Photos by Mike Miles
Last Saturday, about 80 people filtered through a day-long tour of three farms near Osceola who are protecting local watersheds through the practice of conservation agriculture.
Carlson Farms run nearly 2,500 acres of cropland specializing in seed for cover crops as well as food grade soy beans for export. Because of the drought they were asked by a local company to grow green beans under one of their pivot sprinklers.
A generational farm, the Carlsons have been attentive to issues of erosion and runoff for many years. In addition to rotating fields and using cover crops, they have experimented with machinery, both modern and antique, to perform the tasks necessary to protect their soil and the watershed they are in.
The second stop was Common Harvest Farm which is one of the oldest Community Supported Agriculture (CSA) market gardens in the upper Midwest. Dan Guenthner and Margaret Penning grow 40 varieties of vegetables for both retail and wholesale uses.

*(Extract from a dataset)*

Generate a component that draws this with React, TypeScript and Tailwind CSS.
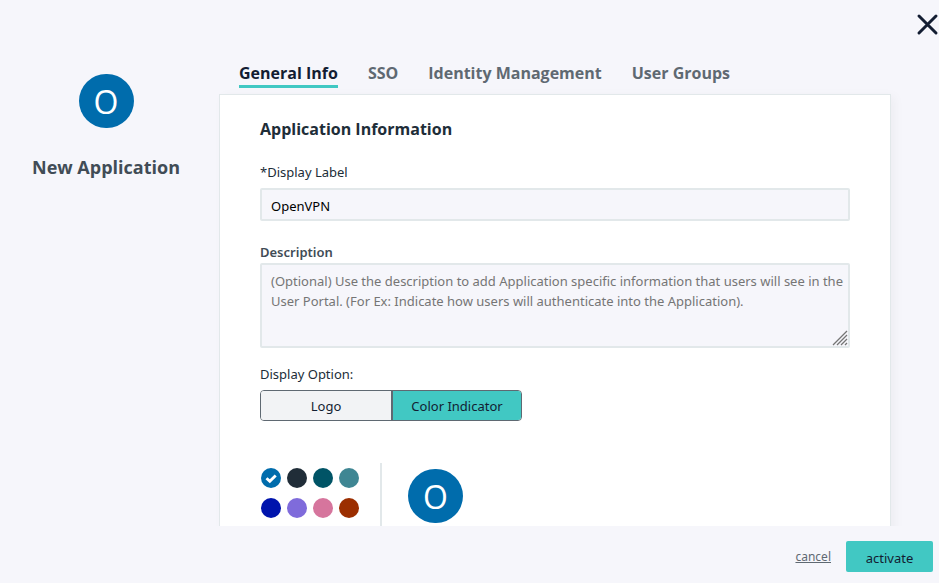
import { useState } from "react";

const TABS = ["General Info", "SSO", "Identity Management", "User Groups"];

const DISPLAY_OPTIONS = ["Logo", "Color Indicator"];

const COLORS = [
  { name: "Blue", value: "#006cac" },
  { name: "Charcoal", value: "#202d38" },
  { name: "Deep Teal", value: "#005466" },
  { name: "Teal", value: "#3f8693" },
  { name: "Navy", value: "#0014ad" },
  { name: "Purple", value: "#7f6bdb" },
  { name: "Pink", value: "#d6759d" },
  { name: "Rust", value: "#9b2e00" },
];

interface IColorBadgeProps {
  color: string;
  label: string;
}

const ColorBadge = ({ color, label }: IColorBadgeProps) => {
  return (
    <div
      className="flex h-[54px] w-[55px] shrink-0 items-center justify-center rounded-full pt-[2px] text-[32px] leading-8 text-white"
      style={{ backgroundColor: color }}
    >
      {label.charAt(0).toUpperCase()}
    </div>
  );
};

const App = () => {
  const [activeTab, setActiveTab] = useState(TABS[0]);
  const [displayLabel, setDisplayLabel] = useState("OpenVPN");
  const [description, setDescription] = useState("");
  const [displayOption, setDisplayOption] = useState("Color Indicator");
  const [color, setColor] = useState(COLORS[0].value);

  return (
    <div className="relative flex h-screen flex-col bg-[#f6f6fb] font-['Noto_Sans',sans-serif] text-[13px] leading-5 text-[#202d38]">
      <button
        className="absolute top-3 right-0 cursor-pointer"
        aria-label="Close"
      >
        <svg width="24" height="24" viewBox="0 0 24 24" fill="none">
          <path
            d="M4 4 21 21M21 4 4 21"
            stroke="#131d32"
            strokeWidth="3"
            strokeLinecap="round"
          />
        </svg>
      </button>

      <div className="flex min-h-0 flex-1 overflow-hidden pr-12">
        <aside className="flex w-[219px] shrink-0 flex-col items-center gap-6 pt-[74px] pr-[7px] font-['Open_Sans',sans-serif]">
          <ColorBadge color={color} label={displayLabel} />
          <h1 className="text-lg leading-[30px] font-bold text-[#414c56]">
            New Application
          </h1>
        </aside>

        <main className="min-w-0 flex-1 pt-[60px]">
          <nav className="flex h-[34px] items-start gap-[30px] pl-5 font-['Open_Sans',sans-serif] text-base font-bold">
            {TABS.map((tab) => (
              <button
                key={tab}
                className={
                  tab === activeTab
                    ? "h-7 cursor-pointer border-b-3 border-[#41c8c3] leading-6 text-[#131d32]"
                    : "h-7 cursor-pointer border-b-3 border-transparent leading-6 text-[#5f6972]"
                }
                onClick={() => setActiveTab(tab)}
              >
                {tab}
              </button>
            ))}
          </nav>

          <form className="border border-[#e2e8ea] bg-white px-10 pt-[22px] pb-10 shadow-[4px_2px_10px_rgba(0,0,0,0.04)]">
            <h2 className="mb-[21px] font-['Open_Sans',sans-serif] text-base leading-6 font-bold">
              Application Information
            </h2>

            <label htmlFor="displayLabel" className="block">
              *Display Label
            </label>
            <input
              id="displayLabel"
              className="mt-[6px] mb-[21px] block h-[33px] w-full rounded-xs border-2 border-[#e2e8ea] bg-[#f6f6fb] px-[9px] pt-[2px] text-black"
              value={displayLabel}
              onChange={(e) => setDisplayLabel(e.target.value)}
            />

            <label
              htmlFor="description"
              className="block font-semibold text-[#414c56]"
            >
              Description
            </label>
            <div className="relative mt-px">
              <textarea
                id="description"
                className="block h-[85px] w-full rounded-xs border-2 border-[#e2e8ea] bg-[#f6f6fb] py-[6px] pr-0 pl-[9px] placeholder:text-[#757575] [&::-webkit-resizer]:bg-transparent"
                placeholder="(Optional) Use the description to add Application specific information that users will see in the User Portal. (For Ex: Indicate how users will authenticate into the Application)."
                value={description}
                onChange={(e) => setDescription(e.target.value)}
              />
              <svg
                className="pointer-events-none absolute right-[2px] bottom-[2px]"
                width="16"
                height="16"
                viewBox="0 0 16 16"
                fill="none"
              >
                <path
                  d="M1 15 15 1M5 15 15 5M9 15 15 9M13 15 15 13"
                  stroke="#757575"
                  strokeWidth="1.3"
                />
              </svg>
            </div>

            <fieldset className="mt-4">
              <legend className="mb-[6px]">Display Option:</legend>
              <div className="grid h-[31px] w-[262px] grid-cols-2 overflow-hidden rounded-sm border border-[#5f6972]">
                {DISPLAY_OPTIONS.map((option) => (
                  <label
                    key={option}
                    className="flex cursor-pointer items-center justify-center border-[#5f6972] bg-[#f2f3f5] pt-px text-[#131d32] last:border-l-2 has-checked:bg-[#41c8c3]"
                  >
                    <input
                      type="radio"
                      name="displayOption"
                      className="sr-only"
                      checked={displayOption === option}
                      onChange={() => setDisplayOption(option)}
                    />
                    {option}
                  </label>
                ))}
              </div>
            </fieldset>

            <div className="mt-[42px] flex h-[100px]">
              <div className="grid grid-cols-4 content-start gap-x-[6px] gap-y-[10px] border-r-2 border-[#e2e8ea] pt-[5px] pr-[21px] pl-px">
                {COLORS.map(({ name, value }) => (
                  <label
                    key={value}
                    className="flex size-5 cursor-pointer items-center justify-center rounded-full"
                    style={{ backgroundColor: value }}
                  >
                    <input
                      type="radio"
                      name="color"
                      aria-label={name}
                      className="sr-only"
                      checked={color === value}
                      onChange={() => setColor(value)}
                    />
                    {color === value && (
                      <svg
                        width="12"
                        height="12"
                        viewBox="0 0 12 12"
                        fill="none"
                      >
                        <path
                          d="M1.5 6.3 4.8 9.3 10.7 3.5"
                          stroke="#fff"
                          strokeWidth="2.9"
                        />
                      </svg>
                    )}
                  </label>
                ))}
              </div>
              <div className="pt-[6px] pl-[26px] font-['Open_Sans',sans-serif]">
                <ColorBadge color={color} label={displayLabel} />
              </div>
            </div>
          </form>
        </main>
      </div>

      <footer className="flex h-[57px] shrink-0 items-center justify-end gap-[15px] pt-1 pr-[6px]">
        <button className="cursor-pointer text-xs text-[#5f6972] underline">
          cancel
        </button>
        <button className="h-[31px] w-[87px] cursor-pointer rounded-xs bg-[#41c8c3] pt-[3px] text-[#131d32]">
          activate
        </button>
      </footer>
    </div>
  );
};

export default App;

They explained how they run their operation in a packing shed that doubled as a dining room for lunch. Cover crops, strategic use of organic fertilizers, minimal tillage, and beehives managed by Kristy Lynn Allen, proprietor of the Beez Kneez LLC, are among the tools they use to keep their soil covered as much as possible to inhibit pollution downstream.
Lunch was catered by the Watershed Cafe in Osceola which closed their store and brought their entire staff along to participate in the Healthy Farms, Healthy Foods, Healthy Watersheds event. Owner Rita Rasmuson explained that local food production is healthier and more profitable when you can know and trust your farmers. Money spent locally circulates through a community making the dollars have more impact than when they are exported to outsourced businesses.

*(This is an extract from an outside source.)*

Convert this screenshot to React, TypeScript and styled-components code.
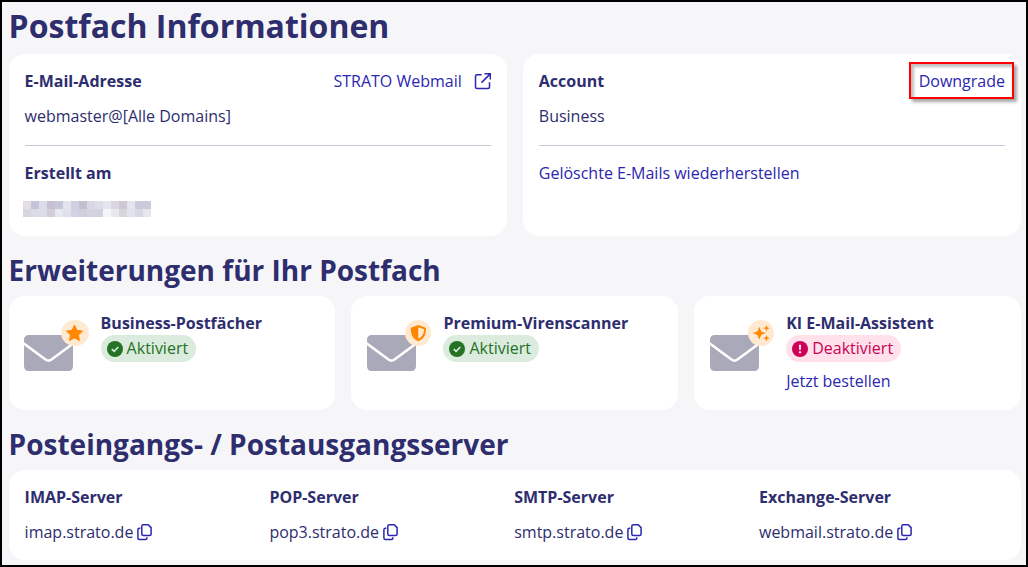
import React from 'react';
import styled, { createGlobalStyle } from 'styled-components';

const GlobalStyle = createGlobalStyle`
  *, *::after { box-sizing: border-box; }
  html, body { margin: 0; padding: 0; }
  body { font-family: "Open Sans", sans-serif; font-size: 16px; line-height: 24px; color: #2e2d6e; overflow: hidden; }
  h1, h2, h3, p { margin: 0; }
`;

const Page = styled.main`
  width: 1028px;
  height: 567px;
  padding: 0 5px 0 6.6px;
  border: 2px solid #000;
  background: #f6f6f9;
  overflow: hidden;
`;

const Title = styled.h1`
  height: 52px;
  padding-top: 2px;
  font-size: 32px;
  line-height: 44px;
  font-weight: 700;
  white-space: nowrap;
`;

const SectionTitle = styled.h2`
  height: 60px;
  padding-top: 15px;
  font-size: 28px;
  line-height: 38px;
  font-weight: 700;
  white-space: nowrap;
`;

const Columns = styled.div<{ $count: number }>`
  display: grid;
  grid-template-columns: repeat(${(p) => p.$count}, 1fr);
  gap: 16px;
`;

const Card = styled.section<{ $height: number }>`
  height: ${(p) => p.$height}px;
  padding: 15px 16px;
  border-radius: 16px;
  background: #fff;
`;

const CardRow = styled.div`
  display: flex;
  justify-content: space-between;
  align-items: center;
  height: 24px;
`;

const Label = styled.h3`
  font-size: 16px;
  line-height: 24px;
  font-weight: 700;
  white-space: nowrap;
`;

const Value = styled.p`
  display: flex;
  align-items: center;
  gap: 3.5px;
  margin-top: 11px;
  white-space: nowrap;
`;

const Divider = styled.hr`
  height: 1px;
  margin: 17px 0 15px;
  border: 0;
  background: #c8c7d5;
`;

const Link = styled.a`
  display: inline-flex;
  align-items: center;
  gap: 12px;
  color: #2b27b0;
  text-decoration: none;
  white-space: nowrap;
`;

const Marked = styled.span`
  position: relative;

  &::after {
    content: '';
    position: absolute;
    left: -10px;
    top: -7px;
    width: 105px;
    height: 37px;
    border: 2px solid #f00;
    box-shadow: 3px 3px 3px rgba(0, 0, 0, 0.35), inset 3px 3px 3px rgba(0, 0, 0, 0.25);
  }
`;

const Mosaic = styled.div`
  display: grid;
  grid-template-columns: repeat(16, 8px);
  grid-auto-rows: 8px;
  margin: 16px 0 0 -1.6px;
`;

const Tile = styled.i<{ $color: string }>`
  background: ${(p) => p.$color};
`;

const Extension = styled(Card)`
  display: flex;
  gap: 12px;
`;

const ExtensionIcon = styled.svg`
  flex: none;
  display: block;
  width: 65px;
  height: 54px;
  margin: 9px 0 0 -0.6px;
`;

const ExtensionBody = styled.div`
  display: flex;
  flex-direction: column;
  align-items: flex-start;
  margin-left: -0.4px;
`;

const Pill = styled.span<{ $active: boolean }>`
  display: flex;
  align-items: center;
  gap: 4px;
  height: 27px;
  padding: 0 8px 0 6px;
  border-radius: 14px;
  color: ${(p) => (p.$active ? '#257225' : '#cc0055')};
  background: ${(p) => (p.$active ? '#dbebdd' : '#ffe0eb')};
  white-space: nowrap;
`;

const PillText = styled.span`
  margin-top: -2px;
`;

const OrderLink = styled(Link)`
  margin-top: 7px;
`;

const Servers = styled(Card)`
  display: grid;
  grid-template-columns: repeat(4, 244.8px);
`;

const Glyph = styled.svg`
  display: block;
  flex: none;
`;

const tiles = [
  '#e3dfe4', '#c3c4d7', '#dcdde8', '#c6c1d0', '#c5c6d7', '#e2e5ee', '#cfd0e0', '#c4bfcf',
  '#d9d7e2', '#dcdfe9', '#e2e6ef', '#d8d7e2', '#cdc7d3', '#e1e5ed', '#cbcbdb', '#c9cadb',
  '#d7d6e1', '#dcdce7', '#dcdce7', '#d1ceda', '#e8e8f0', '#dfe0e9', '#d1d3e2', '#cfcfdd',
  '#d4d3df', '#d1d2df', '#f5f6fa', '#e8e8ef', '#d7d4dc', '#dfe3ec', '#d5d7e5', '#e8e7ef',
];

const ExternalIcon = () => (
  <Glyph width="17" height="17" viewBox="0 0 17 17" fill="none" stroke="#2b27b0" strokeWidth="1.5">
    <path d="M7.7 1.7H3Q1.5 1.7 1.5 3.2V14Q1.5 15.5 3 15.5H14Q15.5 15.5 15.5 14V9.2" />
    <path d="M10.5 .75H16.3V6.5M16 1.1L7.5 9.6" />
  </Glyph>
);

const CopyIcon = () => (
  <Glyph width="15" height="17" viewBox="0 0 15 17" fill="none" stroke="#2b27b0" strokeWidth="1.5">
    <path d="M6.3 .75H11.2L14.1 3.6V10Q14.1 11.5 12.6 11.5H6.3Q4.8 11.5 4.8 10V2.25Q4.8 .75 6.3 .75Z" />
    <path d="M3.4 4.3H2.4Q.9 4.3 .9 5.8V14Q.9 15.5 2.4 15.5H8.4Q9.9 15.5 9.9 14V13.2" />
  </Glyph>
);

type Kind = 'star' | 'shield' | 'sparkles';

const badges: Record<Kind, React.ReactNode> = {
  star: (
    <path
      d="M50.5 5.3L53 10.3L58.5 11.1L54.5 15L55.4 20.5L50.5 17.9L45.6 20.5L46.5 15L42.5 11.1L48 10.3Z"
      strokeWidth="1"
      strokeLinejoin="round"
      stroke="#ff8800"
    />
  ),
  shield: (
    <path
      fillRule="evenodd"
      d="M51.3 5L58.3 7.5Q59 7.8 59 8.5C59 14 57.2 18.5 52 21Q51.3 21.3 50.6 21C45.5 18.5 43.7 14 43.7 8.5Q43.7 7.8 44.4 7.5ZM51.3 7.2V18.8C55.5 16.6 57 13.3 57 9.2Z"
    />
  ),
  sparkles: (
    <path d="M49.3 6.8L51.2 11.4L55.8 13.1L51.2 14.9L49.3 19.4L47.4 14.9L42.8 13.1L47.4 11.4ZM56.5 4.9L57.4 7.3L59.8 8.2L57.4 9.1L56.5 11.5L55.6 9.1L53.2 8.2L55.6 7.3ZM56.5 15L57.4 17.3L59.8 18.2L57.4 19.1L56.5 21.4L55.6 19.1L53.2 18.2L55.6 17.3Z" />
  ),
};

const MailIcon = ({ kind }: { kind: Kind }) => (
  <ExtensionIcon viewBox="0 0 65 54">
    <path d="M5 15H44Q49 15 49 20V46Q49 51 44 51H5Q0 51 0 46V20Q0 15 5 15Z" fill="#aaa9b9" />
    <path d="M-.5 23.2L21.5 39.5Q24.5 41.8 27.5 39.5L49.5 23.2" fill="none" stroke="#fff" strokeWidth="2.5" />
    <ellipse cx="51" cy="13" rx={kind === 'star' ? 14 : 13} ry="13" fill="#ffe9d1" />
    <g fill="#ff8800">{badges[kind]}</g>
  </ExtensionIcon>
);

const StatusIcon = ({ active }: { active: boolean }) => (
  <Glyph width="16" height="16" viewBox="0 0 16 16">
    <circle cx="8" cy="8" r="8" fill={active ? '#257225' : '#cc0055'} />
    {active ? (
      <path d="M4.8 8.1L7.1 10.3L11.3 6" fill="none" stroke="#dbebdd" strokeWidth="1.6" />
    ) : (
      <path d="M6.9 3.8H9.1L8.8 9H7.2ZM6.9 10.3H9.1V12.3H6.9Z" fill="#ffe0eb" />
    )}
  </Glyph>
);

const extensions: { name: string; kind: Kind; active: boolean }[] = [
  { name: 'Business-Postfächer', kind: 'star', active: true },
  { name: 'Premium-Virenscanner', kind: 'shield', active: true },
  { name: 'KI E-Mail-Assistent', kind: 'sparkles', active: false },
];

const servers = [
  ['IMAP-Server', 'imap.strato.de'],
  ['POP-Server', 'pop3.strato.de'],
  ['SMTP-Server', 'smtp.strato.de'],
  ['Exchange-Server', 'webmail.strato.de'],
];

export default function App() {
  return (
    <>
      <GlobalStyle />
      <Page>
        <Title>Postfach Informationen</Title>
        <Columns $count={2}>
          <Card $height={182}>
            <CardRow>
              <Label>E-Mail-Adresse</Label>
              <Link>STRATO Webmail <ExternalIcon /></Link>
            </CardRow>
            <Value>webmaster@[Alle Domains]</Value>
            <Divider />
            <Label>Erstellt am</Label>
            <Mosaic>{tiles.map((color, i) => <Tile key={i} $color={color} />)}</Mosaic>
          </Card>
          <Card $height={182}>
            <CardRow>
              <Label>Account</Label>
              <Marked><Link>Downgrade</Link></Marked>
            </CardRow>
            <Value>Business</Value>
            <Divider />
            <Link>Gelöschte E-Mails wiederherstellen</Link>
          </Card>
        </Columns>
        <SectionTitle>Erweiterungen für Ihr Postfach</SectionTitle>
        <Columns $count={3}>
          {extensions.map((item) => (
            <Extension key={item.name} $height={114}>
              <MailIcon kind={item.kind} />
              <ExtensionBody>
                <Label>{item.name}</Label>
                <Pill $active={item.active}>
                  <StatusIcon active={item.active} />
                  <PillText>{item.active ? 'Aktiviert' : 'Deaktiviert'}</PillText>
                </Pill>
                {!item.active && <OrderLink>Jetzt bestellen</OrderLink>}
              </ExtensionBody>
            </Extension>
          ))}
        </Columns>
        <SectionTitle>Posteingangs- / Postausgangsserver</SectionTitle>
        <Servers $height={90}>
          {servers.map(([name, host]) => (
            <div key={name}>
              <Label>{name}</Label>
              <Value>{host}<CopyIcon /></Value>
            </div>
          ))}
        </Servers>
      </Page>
    </>
  );
}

The final stop was Crystal Ball Farm which is still coming back from a devastating fire in 2018. Troy DeRosier explained how they manage their herd and forage to minimize nutrient runoff as well as how they have taken control of their finances by running an on farm creamery. They get to set their own prices instead of getting what a lackluster commodity market offers. (Note: In the last 70 years, the number of Wisconsin dairy farms has declined by 96 percent, from 167,000 herds in 1950 to 7,100 herds today.)
Their value added products include A2 milk (which is tolerated better by people who are lactose intolerant) bottled in reusable glass bottles and a variety of cheese products.
All three farms stated that they are as big as they want to be and have no intention of expanding. Bigger operations bring bigger problems and each farm felt they were profitable enough to stay with their present size.
This event was organized by the Wisconsin Farmers Union, Farm Table Foundation, Polk County Land and Water Office, Wild River Conservancy, and several local Farmer-Led Watershed Councils.